I offer a standard price that’s active most of the year, plus two variable prices that are tied to peak demand periods. In summer, I charge less. After all, Arizona doesn’t get a ton of visitors when it’s 110 degrees outside. During spring training (and other big events like Arizona’s recent Super Bowl), I charge significantly more. My seasonal pricing adjustments aren’t about gouging visitors. They’re about supply and demand. When demand goes up, so does price.

Question: What seasonal fluctuations in your business – even subtle ones – could you flatten by increasing and decreasing price to meet demand?

2. Offer volume discounts

As a host, my only real expense is the time it takes to run the laundry and freshen the room between guests. Longer guest stays mean less work and lower variable costs. So, when someone asks about booking for a month or even a week, I give them a discount to close the deal. Duh.

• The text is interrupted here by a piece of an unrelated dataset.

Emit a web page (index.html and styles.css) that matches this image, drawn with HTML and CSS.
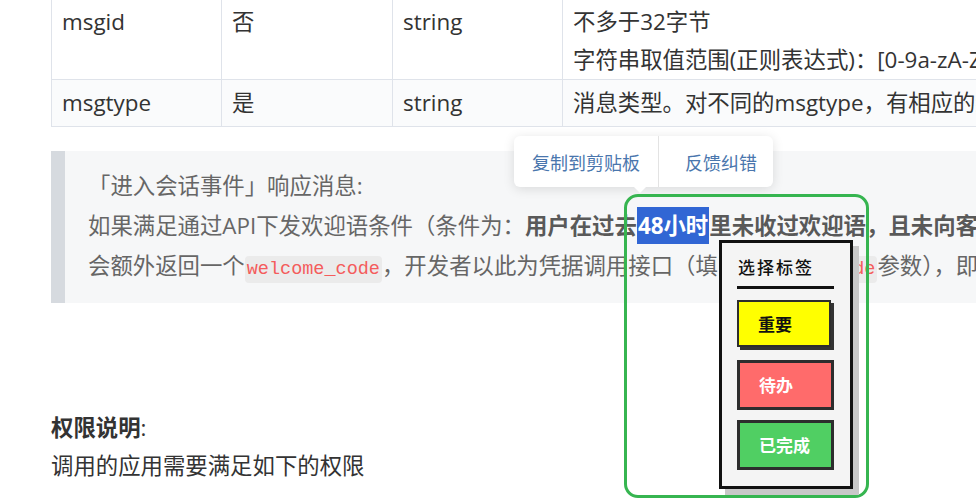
FILE: index.html
```html
<!DOCTYPE html>
<html lang="zh-CN">
<head>
    <meta charset="UTF-8">
    <meta name="viewport" content="width=device-width, initial-scale=1.0">
    <title>进入会话事件 - 接口文档</title>
    <link rel="stylesheet" href="styles.css">
</head>
<body>
    <div class="doc">
        <table class="params">
            <colgroup>
                <col class="col-name">
                <col class="col-req">
                <col class="col-type">
                <col class="col-desc">
            </colgroup>
            <tr class="row-first">
                <td>msgid</td>
                <td>否</td>
                <td>string</td>
                <td>不多于32字节<br>字符串取值范围(正则表达式)：[0-9a-zA-Z_-]*</td>
            </tr>
            <tr class="row-alt">
                <td>msgtype</td>
                <td>是</td>
                <td>string</td>
                <td>消息类型。对不同的msgtype，有相应的结构描述，下面进一步说明</td>
            </tr>
        </table>

        <blockquote class="note">
            <p>「进入会话事件」响应消息:</p>
            <p>如果满足通过API下发欢迎语条件（条件为：<strong>用户在过去<span class="selected">48小时</span>里未收过欢迎语，且未向客服发过消息</strong>），</p>
            <p>会额外返回一个<code>welcome_code</code>，开发者以此为凭据调用接口（填写<code>welcome_code</code>参数），即可向客户发送欢迎语</p>
        </blockquote>

        <div class="perm">
            <p><strong>权限说明</strong>:</p>
            <p>调用的应用需要满足如下的权限</p>
        </div>
    </div>

    <div class="copy-tip">
        <span class="tip-item tip-copy">复制到剪贴板</span>
        <span class="tip-item tip-feedback">反馈纠错</span>
    </div>

    <div class="select-frame"></div>

    <div class="tag-menu">
        <div class="tag-title">选择标签</div>
        <div class="tag-rule"></div>
        <div class="tag-btn tag-important">重要</div>
        <div class="tag-btn tag-todo">待办</div>
        <div class="tag-btn tag-done">已完成</div>
    </div>
</body>
</html>
```

FILE: styles.css
```css
html, body {
    overflow: hidden;
}
body {
    margin: 0;
    background-color: #fff;
    color: #333;
    font-family: "Open Sans", "Noto Sans CJK SC", sans-serif;
    font-size: 22.4px;
}
p {
    margin: 0;
}
.doc {
    padding-left: 51px;
    margin-top: -3px;
    white-space: nowrap;
}

/* parameter table */
.params {
    border-collapse: collapse;
    table-layout: fixed;
    width: 1240px;
}
.col-name { width: 170px; }
.col-req { width: 171px; }
.col-type { width: 170px; }
.col-desc { width: 729px; }
.params td {
    border: 1px solid #dfe3ea;
    padding: 4px 10px;
    line-height: 38px;
    vertical-align: top;
}
.row-first td {
    padding-top: 5px;
    padding-bottom: 0;
}
.row-alt td {
    background-color: #fafbfc;
}

/* quote block */
.note {
    margin: 24px 0 0;
    padding: 15px 0 13px 23px;
    border-left: 14px solid #d6dadf;
    background-color: #f6f7f8;
    color: #666;
    line-height: 40px;
}
.note strong {
    color: #595959;
}
.note code {
    font-family: "Liberation Mono", monospace;
    font-size: 18.5px;
    color: #f45c5c;
    background-color: #ebebeb;
    border-radius: 4px;
    padding: 3px 2px;
}
.selected {
    background-color: #3166d4;
    color: #fff;
    padding: 3px 1px;
}

.perm {
    margin-top: 106px;
    line-height: 38px;
}

/* floating copy / feedback tooltip */
.copy-tip {
    position: absolute;
    left: 514px;
    top: 136px;
    width: 259px;
    height: 51px;
    display: flex;
    align-items: stretch;
    background-color: #fff;
    border-radius: 6px;
    box-shadow: 0 2px 12px rgba(0,0,0,0.12);
    font-family: "Noto Sans CJK SC", sans-serif;
    font-size: 18px;
    color: #4a76ad;
}
.copy-tip::after {
    content: "";
    position: absolute;
    left: 119px;
    bottom: -6px;
    border-left: 7px solid transparent;
    border-right: 7px solid transparent;
    border-top: 7px solid #fff;
}
.tip-item {
    display: flex;
    align-items: center;
}
.tip-copy {
    width: 144px;
    justify-content: center;
    border-right: 1px solid #e3e3e3;
}
.tip-feedback {
    padding-left: 26px;
}

/* green selection outline */
.select-frame {
    position: absolute;
    left: 624px;
    top: 194px;
    width: 245px;
    height: 304px;
    box-sizing: border-box;
    border: 3px solid #36b550;
    border-radius: 14px;
}

/* tag picker */
.tag-menu {
    position: absolute;
    left: 719px;
    top: 240px;
    width: 134px;
    height: 249px;
    box-sizing: border-box;
    padding: 12px 15px 0;
    border: 3px solid #111;
    background-color: #f4f4f4;
    box-shadow: 6px 6px 0 #c8c8c8;
    font-family: "Noto Sans CJK SC", serif;
}
.tag-title {
    padding-left: 1px;
    font-size: 17px;
    font-weight: 500;
    letter-spacing: 2px;
    line-height: 24px;
    color: #111;
}
.tag-rule {
    width: 97px;
    height: 3px;
    margin: 7px 0 11px;
    background-color: #111;
}
.tag-btn {
    box-sizing: border-box;
    width: 97px;
    height: 50px;
    margin-bottom: 10px;
    padding-left: 19px;
    border: 3px solid #2d2d2d;
    font-size: 17px;
    font-weight: 700;
    line-height: 44px;
    color: #fff;
}
.tag-important {
    width: 94px;
    height: 47px;
    margin-bottom: 13px;
    border-width: 2px;
    background-color: #ffff00;
    box-shadow: 3px 3px 0 #333;
    color: #111;
    line-height: 43px;
}
.tag-todo {
    background-color: #ff6b6b;
}
.tag-done {
    background-color: #50cf63;
}
```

Furthermore, the biggest money loser for my Airbnb business is letting the guestroom sit empty between stays. The more nights a guest stays, the fewer nights the room is fallow.

Question: Would your customers buy more of what you sell if you gave them a discount that didn’t cut too deeply into your bottom line?

3. Nix the gotcha fees

Some of my fellow Airbnb hosts charge a cleaning fee for each booking. As a traveller, it can be a little frustrating to discover this additional fee while comparing properties. Why not just work the cost of cleaning into the base cost of the room? These kinds of fees are called gotchas. (Ticket sellers, airlines, and cable companies are true masters of the gotcha.) Give me one good reason from a customer experience standpoint to tack on a gotcha fee.

Question: Could you work the cost of shipping into your base price? Would calling out “free shipping!” help draw in buyers?